--- START ENTRIES PROVIDED ---

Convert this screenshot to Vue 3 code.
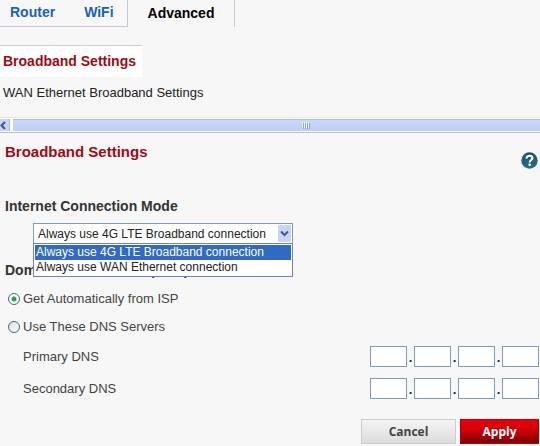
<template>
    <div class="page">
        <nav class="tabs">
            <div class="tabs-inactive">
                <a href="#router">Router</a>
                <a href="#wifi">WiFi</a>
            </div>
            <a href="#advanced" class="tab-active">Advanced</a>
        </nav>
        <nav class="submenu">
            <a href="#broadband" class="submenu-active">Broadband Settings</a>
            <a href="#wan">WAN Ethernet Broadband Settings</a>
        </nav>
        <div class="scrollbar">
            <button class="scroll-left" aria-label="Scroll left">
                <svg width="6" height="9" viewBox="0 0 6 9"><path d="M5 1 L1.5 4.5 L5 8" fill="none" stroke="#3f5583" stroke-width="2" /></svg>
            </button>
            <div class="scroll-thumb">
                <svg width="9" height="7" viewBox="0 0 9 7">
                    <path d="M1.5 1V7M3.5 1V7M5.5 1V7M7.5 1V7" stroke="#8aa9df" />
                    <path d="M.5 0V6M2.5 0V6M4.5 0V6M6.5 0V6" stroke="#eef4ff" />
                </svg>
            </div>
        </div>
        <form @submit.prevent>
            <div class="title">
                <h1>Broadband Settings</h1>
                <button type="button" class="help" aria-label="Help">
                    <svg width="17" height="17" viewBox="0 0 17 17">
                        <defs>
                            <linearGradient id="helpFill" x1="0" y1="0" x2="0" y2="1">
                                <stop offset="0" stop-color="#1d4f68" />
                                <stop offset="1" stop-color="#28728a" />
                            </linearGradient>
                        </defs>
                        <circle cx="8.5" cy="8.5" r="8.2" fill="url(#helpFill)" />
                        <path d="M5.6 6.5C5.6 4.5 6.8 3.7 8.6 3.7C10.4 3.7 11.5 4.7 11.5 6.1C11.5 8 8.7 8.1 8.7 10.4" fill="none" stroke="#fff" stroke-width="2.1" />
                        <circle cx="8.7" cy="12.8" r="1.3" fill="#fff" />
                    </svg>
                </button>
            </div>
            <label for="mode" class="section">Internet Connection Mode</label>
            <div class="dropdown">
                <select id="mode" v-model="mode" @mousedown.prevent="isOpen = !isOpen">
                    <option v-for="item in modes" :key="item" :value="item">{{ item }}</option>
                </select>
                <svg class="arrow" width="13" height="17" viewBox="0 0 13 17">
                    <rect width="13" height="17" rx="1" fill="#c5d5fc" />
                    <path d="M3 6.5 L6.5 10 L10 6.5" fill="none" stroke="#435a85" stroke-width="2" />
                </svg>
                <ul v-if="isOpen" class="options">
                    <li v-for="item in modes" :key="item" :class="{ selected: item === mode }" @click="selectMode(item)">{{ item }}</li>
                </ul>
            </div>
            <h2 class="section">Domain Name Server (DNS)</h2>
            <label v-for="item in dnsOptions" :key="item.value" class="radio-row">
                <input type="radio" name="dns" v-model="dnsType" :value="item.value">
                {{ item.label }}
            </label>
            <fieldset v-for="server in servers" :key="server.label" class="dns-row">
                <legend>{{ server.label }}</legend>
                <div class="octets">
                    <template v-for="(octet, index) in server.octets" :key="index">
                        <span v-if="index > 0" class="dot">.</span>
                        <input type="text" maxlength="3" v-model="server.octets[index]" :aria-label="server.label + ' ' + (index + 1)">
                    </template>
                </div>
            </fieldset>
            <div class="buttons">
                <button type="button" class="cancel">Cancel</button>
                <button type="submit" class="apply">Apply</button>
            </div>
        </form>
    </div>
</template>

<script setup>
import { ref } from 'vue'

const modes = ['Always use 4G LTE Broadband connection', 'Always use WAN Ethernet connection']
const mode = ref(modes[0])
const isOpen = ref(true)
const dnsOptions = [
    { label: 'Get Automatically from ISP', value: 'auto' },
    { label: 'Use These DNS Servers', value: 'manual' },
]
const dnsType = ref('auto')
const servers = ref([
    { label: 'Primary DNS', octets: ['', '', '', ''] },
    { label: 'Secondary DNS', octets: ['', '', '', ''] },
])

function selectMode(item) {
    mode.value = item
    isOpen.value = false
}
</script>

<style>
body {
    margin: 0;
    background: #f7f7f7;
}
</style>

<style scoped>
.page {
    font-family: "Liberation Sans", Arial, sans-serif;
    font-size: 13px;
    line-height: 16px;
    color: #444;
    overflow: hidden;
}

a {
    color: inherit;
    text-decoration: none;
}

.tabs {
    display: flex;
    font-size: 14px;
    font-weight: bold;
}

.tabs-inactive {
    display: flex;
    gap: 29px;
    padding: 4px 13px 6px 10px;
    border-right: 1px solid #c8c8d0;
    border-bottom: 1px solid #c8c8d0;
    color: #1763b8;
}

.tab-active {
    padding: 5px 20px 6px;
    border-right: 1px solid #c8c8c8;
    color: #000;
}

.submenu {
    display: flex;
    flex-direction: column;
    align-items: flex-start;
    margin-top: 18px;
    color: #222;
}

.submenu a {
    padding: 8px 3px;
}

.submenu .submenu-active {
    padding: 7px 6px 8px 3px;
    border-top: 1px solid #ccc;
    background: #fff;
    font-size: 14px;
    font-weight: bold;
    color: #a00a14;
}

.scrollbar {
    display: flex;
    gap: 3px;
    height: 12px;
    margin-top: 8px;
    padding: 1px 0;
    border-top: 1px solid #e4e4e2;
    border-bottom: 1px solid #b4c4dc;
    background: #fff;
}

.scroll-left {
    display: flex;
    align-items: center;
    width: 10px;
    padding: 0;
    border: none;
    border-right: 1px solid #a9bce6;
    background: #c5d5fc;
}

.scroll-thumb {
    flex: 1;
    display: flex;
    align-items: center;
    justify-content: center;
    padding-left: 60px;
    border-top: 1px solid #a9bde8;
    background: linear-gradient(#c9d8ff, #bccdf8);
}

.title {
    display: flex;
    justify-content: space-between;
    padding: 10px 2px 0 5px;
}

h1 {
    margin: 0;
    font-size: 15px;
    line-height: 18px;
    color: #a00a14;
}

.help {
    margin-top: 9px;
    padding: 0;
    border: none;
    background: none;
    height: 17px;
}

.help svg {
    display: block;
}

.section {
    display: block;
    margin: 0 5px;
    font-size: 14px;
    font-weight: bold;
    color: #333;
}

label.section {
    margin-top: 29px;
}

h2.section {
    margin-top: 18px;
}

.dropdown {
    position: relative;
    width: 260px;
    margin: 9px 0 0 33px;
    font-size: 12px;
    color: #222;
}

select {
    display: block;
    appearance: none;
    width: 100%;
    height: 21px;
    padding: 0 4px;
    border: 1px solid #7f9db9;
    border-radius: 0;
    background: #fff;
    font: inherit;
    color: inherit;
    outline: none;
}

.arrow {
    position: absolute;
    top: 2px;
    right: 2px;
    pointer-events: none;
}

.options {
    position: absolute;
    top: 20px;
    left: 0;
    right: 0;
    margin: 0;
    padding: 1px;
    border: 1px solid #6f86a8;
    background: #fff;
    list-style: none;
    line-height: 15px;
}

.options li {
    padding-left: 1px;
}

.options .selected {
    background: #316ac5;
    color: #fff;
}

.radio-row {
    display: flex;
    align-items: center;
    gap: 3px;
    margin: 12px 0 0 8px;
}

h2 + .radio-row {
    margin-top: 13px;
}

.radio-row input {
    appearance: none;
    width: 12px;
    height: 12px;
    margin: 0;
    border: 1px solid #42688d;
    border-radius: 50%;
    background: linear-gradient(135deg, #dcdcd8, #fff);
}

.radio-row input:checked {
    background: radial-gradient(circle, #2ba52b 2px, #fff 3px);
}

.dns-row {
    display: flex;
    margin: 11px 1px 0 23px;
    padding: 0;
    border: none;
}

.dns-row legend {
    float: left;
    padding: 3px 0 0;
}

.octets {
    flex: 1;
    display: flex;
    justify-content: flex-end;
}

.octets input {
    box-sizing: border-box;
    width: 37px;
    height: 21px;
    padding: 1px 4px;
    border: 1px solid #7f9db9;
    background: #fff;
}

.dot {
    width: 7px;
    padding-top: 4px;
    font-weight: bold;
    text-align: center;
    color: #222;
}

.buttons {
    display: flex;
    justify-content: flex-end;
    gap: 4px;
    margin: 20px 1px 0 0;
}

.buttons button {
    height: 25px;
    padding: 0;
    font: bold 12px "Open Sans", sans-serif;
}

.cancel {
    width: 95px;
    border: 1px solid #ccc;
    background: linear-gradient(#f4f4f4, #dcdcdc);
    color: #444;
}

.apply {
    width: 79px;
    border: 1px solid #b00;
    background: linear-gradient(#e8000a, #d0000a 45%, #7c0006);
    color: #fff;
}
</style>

--- END ENTRIES PROVIDED ---
--- START ENTRIES PROVIDED ---

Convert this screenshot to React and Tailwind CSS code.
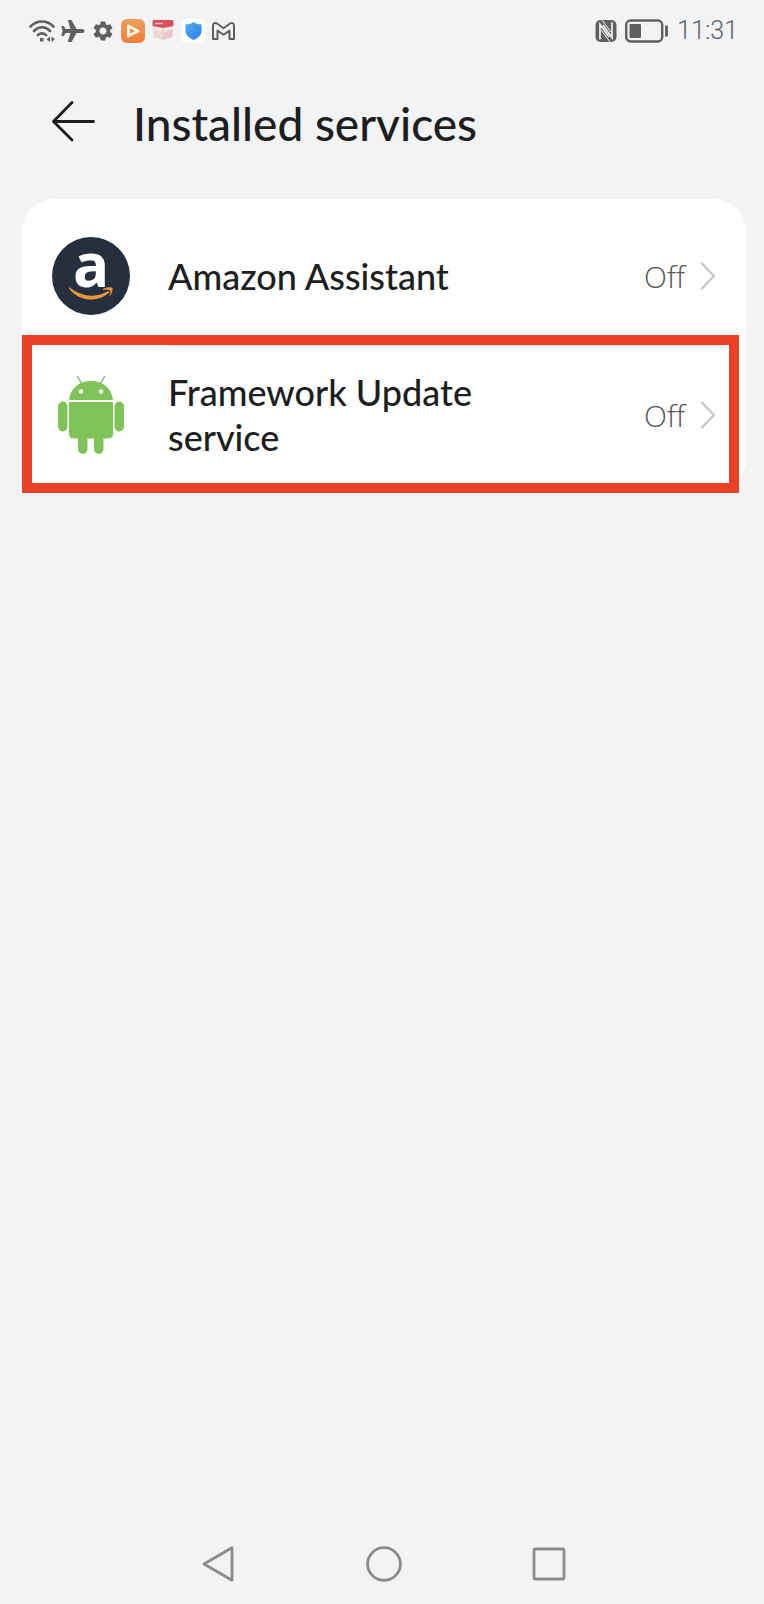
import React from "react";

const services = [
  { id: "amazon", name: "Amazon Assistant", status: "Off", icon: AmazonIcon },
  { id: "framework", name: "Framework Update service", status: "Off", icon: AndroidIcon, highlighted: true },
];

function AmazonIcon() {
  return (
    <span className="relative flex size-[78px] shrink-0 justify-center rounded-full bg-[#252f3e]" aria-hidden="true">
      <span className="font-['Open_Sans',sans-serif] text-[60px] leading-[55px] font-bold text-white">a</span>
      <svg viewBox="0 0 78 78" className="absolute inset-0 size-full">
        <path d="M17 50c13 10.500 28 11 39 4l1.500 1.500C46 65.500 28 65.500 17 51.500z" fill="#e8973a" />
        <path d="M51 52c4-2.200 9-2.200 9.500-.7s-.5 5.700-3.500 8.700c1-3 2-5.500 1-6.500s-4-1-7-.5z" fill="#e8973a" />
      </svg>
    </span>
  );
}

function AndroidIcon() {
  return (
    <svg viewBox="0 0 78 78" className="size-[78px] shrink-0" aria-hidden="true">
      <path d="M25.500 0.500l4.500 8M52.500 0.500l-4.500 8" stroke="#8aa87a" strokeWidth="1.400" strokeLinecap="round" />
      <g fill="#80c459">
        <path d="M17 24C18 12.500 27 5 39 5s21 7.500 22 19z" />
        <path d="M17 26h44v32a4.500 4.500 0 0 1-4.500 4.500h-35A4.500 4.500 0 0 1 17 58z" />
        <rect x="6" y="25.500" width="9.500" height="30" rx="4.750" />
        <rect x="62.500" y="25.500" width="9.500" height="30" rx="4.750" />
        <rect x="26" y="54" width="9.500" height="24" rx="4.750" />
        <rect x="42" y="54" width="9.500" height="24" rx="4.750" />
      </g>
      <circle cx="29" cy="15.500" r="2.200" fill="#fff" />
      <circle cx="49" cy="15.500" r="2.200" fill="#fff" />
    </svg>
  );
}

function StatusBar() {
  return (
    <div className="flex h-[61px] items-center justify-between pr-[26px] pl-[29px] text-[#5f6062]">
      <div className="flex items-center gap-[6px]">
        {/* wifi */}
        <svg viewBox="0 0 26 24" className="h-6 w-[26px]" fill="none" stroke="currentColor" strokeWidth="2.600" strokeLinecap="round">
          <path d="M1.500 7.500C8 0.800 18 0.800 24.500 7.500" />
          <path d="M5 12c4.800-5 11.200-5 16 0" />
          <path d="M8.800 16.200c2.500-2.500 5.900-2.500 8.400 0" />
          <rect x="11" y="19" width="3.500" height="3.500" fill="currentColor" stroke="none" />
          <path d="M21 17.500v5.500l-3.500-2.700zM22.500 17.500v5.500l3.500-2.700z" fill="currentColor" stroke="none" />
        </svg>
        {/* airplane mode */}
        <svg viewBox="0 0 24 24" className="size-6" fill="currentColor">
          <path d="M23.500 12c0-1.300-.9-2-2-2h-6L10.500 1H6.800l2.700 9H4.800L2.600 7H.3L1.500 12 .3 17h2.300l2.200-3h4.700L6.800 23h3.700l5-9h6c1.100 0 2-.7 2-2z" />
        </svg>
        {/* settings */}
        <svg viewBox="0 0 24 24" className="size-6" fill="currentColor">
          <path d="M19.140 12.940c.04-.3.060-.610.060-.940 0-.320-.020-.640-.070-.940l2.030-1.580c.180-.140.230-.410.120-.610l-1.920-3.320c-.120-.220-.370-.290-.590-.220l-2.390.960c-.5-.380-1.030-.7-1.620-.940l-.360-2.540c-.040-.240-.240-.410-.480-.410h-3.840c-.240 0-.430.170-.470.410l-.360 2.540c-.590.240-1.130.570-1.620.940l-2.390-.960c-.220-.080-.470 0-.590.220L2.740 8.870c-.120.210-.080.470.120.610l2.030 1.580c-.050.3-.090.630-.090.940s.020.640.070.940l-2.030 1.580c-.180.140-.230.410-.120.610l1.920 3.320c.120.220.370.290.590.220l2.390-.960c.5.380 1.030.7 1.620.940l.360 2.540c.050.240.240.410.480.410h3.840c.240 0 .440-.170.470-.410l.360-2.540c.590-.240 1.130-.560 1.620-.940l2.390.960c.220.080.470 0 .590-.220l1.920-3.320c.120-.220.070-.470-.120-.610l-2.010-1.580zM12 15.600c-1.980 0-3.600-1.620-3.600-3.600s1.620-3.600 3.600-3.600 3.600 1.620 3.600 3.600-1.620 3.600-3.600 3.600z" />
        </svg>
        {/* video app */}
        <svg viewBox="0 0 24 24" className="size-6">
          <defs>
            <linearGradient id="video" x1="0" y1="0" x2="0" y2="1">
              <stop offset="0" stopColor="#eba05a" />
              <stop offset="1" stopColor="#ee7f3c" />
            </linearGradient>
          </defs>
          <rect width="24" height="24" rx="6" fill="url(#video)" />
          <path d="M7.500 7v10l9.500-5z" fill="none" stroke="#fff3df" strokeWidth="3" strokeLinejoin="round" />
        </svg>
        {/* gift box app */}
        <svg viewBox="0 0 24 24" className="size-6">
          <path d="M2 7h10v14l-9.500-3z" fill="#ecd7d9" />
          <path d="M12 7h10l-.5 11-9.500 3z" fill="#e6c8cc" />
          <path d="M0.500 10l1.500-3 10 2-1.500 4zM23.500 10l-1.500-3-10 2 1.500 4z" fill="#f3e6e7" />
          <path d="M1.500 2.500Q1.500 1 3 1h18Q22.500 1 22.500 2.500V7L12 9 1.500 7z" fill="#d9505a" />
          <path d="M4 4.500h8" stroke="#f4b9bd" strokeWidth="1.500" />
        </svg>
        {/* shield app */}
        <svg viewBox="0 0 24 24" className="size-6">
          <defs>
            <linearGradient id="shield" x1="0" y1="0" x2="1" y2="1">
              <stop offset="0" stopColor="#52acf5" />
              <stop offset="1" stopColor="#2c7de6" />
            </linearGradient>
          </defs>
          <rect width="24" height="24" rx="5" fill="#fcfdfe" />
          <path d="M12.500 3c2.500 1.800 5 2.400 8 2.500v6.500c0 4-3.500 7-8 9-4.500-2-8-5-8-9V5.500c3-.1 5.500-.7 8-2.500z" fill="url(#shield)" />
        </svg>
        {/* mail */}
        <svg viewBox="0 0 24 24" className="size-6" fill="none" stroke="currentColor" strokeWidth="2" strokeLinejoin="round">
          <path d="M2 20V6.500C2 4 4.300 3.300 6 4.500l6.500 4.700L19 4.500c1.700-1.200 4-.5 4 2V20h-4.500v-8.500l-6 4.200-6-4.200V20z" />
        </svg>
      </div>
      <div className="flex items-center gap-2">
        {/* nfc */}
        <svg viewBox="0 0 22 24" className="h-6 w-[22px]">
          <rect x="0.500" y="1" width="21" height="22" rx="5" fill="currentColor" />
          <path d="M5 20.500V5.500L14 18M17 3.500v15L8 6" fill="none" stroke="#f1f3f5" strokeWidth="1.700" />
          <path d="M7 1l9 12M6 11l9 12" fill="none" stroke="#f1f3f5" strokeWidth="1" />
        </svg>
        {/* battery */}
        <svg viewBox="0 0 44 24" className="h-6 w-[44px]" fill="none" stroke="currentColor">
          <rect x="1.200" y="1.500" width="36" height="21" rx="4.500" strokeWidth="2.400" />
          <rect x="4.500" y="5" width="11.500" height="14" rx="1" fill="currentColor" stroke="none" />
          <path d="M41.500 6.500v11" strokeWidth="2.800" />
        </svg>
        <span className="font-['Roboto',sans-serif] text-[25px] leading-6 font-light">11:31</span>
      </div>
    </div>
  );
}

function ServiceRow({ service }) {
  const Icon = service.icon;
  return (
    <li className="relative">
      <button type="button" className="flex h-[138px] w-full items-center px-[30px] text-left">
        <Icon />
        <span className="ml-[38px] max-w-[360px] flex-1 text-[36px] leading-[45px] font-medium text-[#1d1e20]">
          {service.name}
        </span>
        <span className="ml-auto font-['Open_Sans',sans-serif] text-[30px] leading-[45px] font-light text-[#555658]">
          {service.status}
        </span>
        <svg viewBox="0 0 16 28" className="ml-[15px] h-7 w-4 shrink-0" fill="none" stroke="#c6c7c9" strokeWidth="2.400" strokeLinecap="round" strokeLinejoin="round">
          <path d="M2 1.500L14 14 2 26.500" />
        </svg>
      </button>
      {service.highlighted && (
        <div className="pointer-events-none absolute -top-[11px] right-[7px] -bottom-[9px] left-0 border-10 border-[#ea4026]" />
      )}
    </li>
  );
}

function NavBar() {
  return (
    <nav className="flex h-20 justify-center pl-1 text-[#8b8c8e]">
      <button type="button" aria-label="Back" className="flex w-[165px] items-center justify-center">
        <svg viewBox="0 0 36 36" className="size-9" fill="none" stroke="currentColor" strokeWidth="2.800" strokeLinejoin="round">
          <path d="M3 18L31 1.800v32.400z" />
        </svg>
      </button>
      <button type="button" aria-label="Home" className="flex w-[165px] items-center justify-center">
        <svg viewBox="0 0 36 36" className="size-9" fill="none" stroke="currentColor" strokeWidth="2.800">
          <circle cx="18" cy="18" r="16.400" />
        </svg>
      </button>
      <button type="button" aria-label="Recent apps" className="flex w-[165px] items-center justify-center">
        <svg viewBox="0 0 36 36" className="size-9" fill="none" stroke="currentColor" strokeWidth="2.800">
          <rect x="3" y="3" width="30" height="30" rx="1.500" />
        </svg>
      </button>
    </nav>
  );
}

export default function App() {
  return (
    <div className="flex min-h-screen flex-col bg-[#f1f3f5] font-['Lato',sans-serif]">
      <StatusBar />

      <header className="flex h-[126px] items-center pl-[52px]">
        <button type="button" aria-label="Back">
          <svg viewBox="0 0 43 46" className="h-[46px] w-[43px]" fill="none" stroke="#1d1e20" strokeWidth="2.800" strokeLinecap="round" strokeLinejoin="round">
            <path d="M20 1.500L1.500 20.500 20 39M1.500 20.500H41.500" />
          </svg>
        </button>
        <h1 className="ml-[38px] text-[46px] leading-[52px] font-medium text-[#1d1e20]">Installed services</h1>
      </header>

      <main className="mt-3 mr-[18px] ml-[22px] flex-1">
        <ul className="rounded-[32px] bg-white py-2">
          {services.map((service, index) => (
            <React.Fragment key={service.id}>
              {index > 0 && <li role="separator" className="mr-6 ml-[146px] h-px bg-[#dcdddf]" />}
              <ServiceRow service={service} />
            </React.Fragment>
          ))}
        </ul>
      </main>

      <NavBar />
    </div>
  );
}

--- END ENTRIES PROVIDED ---

#### TASK GOAL:
Single out each line of the records above with the string "React" in it, and copy it.

#### EXERCISE SOLUTION:
Convert this screenshot to React and Tailwind CSS code.
import React from "react";
            <React.Fragment key={service.id}>
            </React.Fragment>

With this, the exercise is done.